The data -
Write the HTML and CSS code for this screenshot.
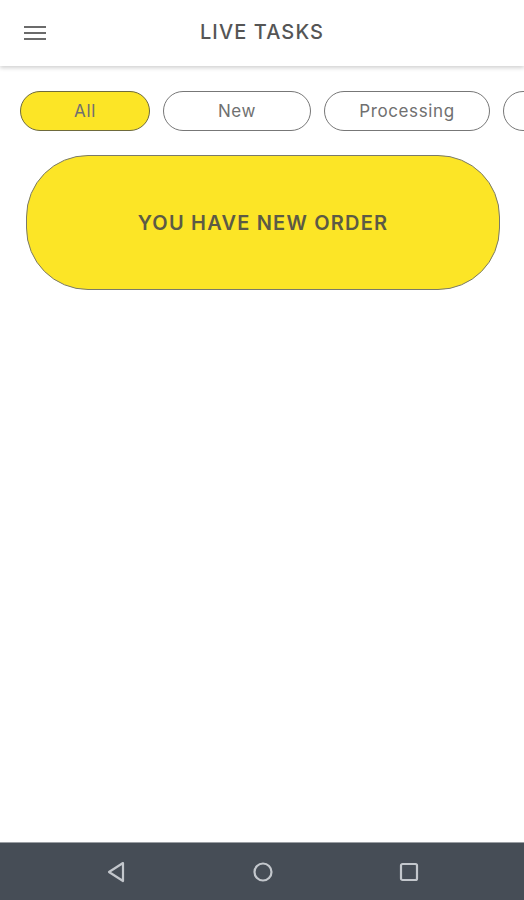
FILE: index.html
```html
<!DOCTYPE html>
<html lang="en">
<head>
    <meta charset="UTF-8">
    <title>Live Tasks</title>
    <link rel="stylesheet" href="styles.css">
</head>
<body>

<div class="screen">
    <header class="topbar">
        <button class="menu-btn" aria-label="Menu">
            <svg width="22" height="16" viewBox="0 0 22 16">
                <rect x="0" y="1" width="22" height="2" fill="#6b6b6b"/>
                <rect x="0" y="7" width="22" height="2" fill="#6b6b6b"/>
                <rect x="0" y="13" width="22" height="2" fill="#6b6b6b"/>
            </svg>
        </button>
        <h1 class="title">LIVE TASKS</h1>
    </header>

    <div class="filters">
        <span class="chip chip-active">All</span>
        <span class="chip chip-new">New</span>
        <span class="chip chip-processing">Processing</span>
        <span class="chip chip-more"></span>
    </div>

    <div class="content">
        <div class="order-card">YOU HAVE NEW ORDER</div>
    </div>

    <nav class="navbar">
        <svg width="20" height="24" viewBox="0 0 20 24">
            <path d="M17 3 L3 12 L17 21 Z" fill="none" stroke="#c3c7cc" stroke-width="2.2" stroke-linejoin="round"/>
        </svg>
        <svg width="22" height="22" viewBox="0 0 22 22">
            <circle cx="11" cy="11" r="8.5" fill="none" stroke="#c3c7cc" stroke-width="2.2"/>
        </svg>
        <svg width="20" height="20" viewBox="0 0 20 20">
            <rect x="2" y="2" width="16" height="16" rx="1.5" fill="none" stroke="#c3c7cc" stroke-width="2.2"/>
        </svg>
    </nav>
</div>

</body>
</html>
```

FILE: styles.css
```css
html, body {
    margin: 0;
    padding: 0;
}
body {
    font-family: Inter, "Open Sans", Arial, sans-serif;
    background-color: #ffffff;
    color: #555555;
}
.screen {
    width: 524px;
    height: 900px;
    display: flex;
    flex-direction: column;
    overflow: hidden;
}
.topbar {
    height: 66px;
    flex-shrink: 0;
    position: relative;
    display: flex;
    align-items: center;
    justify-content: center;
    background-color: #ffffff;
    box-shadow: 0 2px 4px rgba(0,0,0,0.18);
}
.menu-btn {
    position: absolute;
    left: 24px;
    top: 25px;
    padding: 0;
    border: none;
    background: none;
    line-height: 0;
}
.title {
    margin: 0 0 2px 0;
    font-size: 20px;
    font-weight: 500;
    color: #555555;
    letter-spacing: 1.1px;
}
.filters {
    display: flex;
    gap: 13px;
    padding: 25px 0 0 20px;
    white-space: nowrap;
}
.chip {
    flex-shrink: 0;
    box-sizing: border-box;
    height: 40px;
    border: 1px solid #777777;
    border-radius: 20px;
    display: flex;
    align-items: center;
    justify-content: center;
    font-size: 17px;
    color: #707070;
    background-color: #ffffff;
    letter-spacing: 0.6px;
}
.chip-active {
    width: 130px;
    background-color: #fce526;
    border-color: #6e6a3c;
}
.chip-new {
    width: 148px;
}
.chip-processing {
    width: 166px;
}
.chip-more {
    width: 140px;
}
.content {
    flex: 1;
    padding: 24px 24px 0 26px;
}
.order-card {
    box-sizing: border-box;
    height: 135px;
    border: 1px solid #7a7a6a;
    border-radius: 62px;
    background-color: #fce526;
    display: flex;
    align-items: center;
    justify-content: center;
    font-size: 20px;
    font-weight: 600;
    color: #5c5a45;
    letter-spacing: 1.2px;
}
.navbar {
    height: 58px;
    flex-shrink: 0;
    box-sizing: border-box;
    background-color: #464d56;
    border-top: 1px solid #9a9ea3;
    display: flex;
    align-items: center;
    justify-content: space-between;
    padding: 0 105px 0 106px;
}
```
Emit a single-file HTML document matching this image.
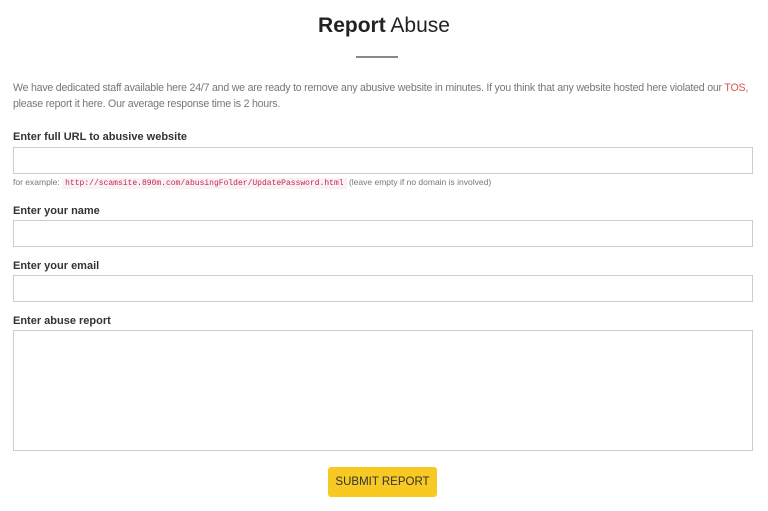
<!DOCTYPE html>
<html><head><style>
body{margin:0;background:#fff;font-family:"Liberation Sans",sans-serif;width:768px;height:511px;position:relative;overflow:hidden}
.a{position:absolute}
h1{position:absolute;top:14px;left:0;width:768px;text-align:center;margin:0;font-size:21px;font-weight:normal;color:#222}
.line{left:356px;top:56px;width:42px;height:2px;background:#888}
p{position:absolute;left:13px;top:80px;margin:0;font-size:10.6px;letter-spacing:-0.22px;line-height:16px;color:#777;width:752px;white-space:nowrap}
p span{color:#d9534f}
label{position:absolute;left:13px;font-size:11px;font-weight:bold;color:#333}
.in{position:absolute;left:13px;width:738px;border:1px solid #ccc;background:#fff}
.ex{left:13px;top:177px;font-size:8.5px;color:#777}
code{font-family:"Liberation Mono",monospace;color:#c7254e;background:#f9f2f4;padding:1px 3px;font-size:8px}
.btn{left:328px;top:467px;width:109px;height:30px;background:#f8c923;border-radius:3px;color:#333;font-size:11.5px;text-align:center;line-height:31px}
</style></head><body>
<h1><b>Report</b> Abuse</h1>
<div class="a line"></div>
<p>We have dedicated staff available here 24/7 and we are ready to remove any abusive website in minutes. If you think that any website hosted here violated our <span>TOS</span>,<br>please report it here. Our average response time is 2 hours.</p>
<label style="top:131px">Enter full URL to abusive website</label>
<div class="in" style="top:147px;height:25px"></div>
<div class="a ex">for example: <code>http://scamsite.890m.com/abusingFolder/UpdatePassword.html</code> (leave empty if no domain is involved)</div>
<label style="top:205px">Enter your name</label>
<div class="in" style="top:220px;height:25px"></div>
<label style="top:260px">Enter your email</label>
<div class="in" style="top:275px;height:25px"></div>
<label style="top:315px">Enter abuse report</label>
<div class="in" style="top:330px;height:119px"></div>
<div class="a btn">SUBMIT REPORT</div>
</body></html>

The request -
Among the entries above, how many lines hold the string "this"? Respond with nothing but the number.

Answer to the task -
2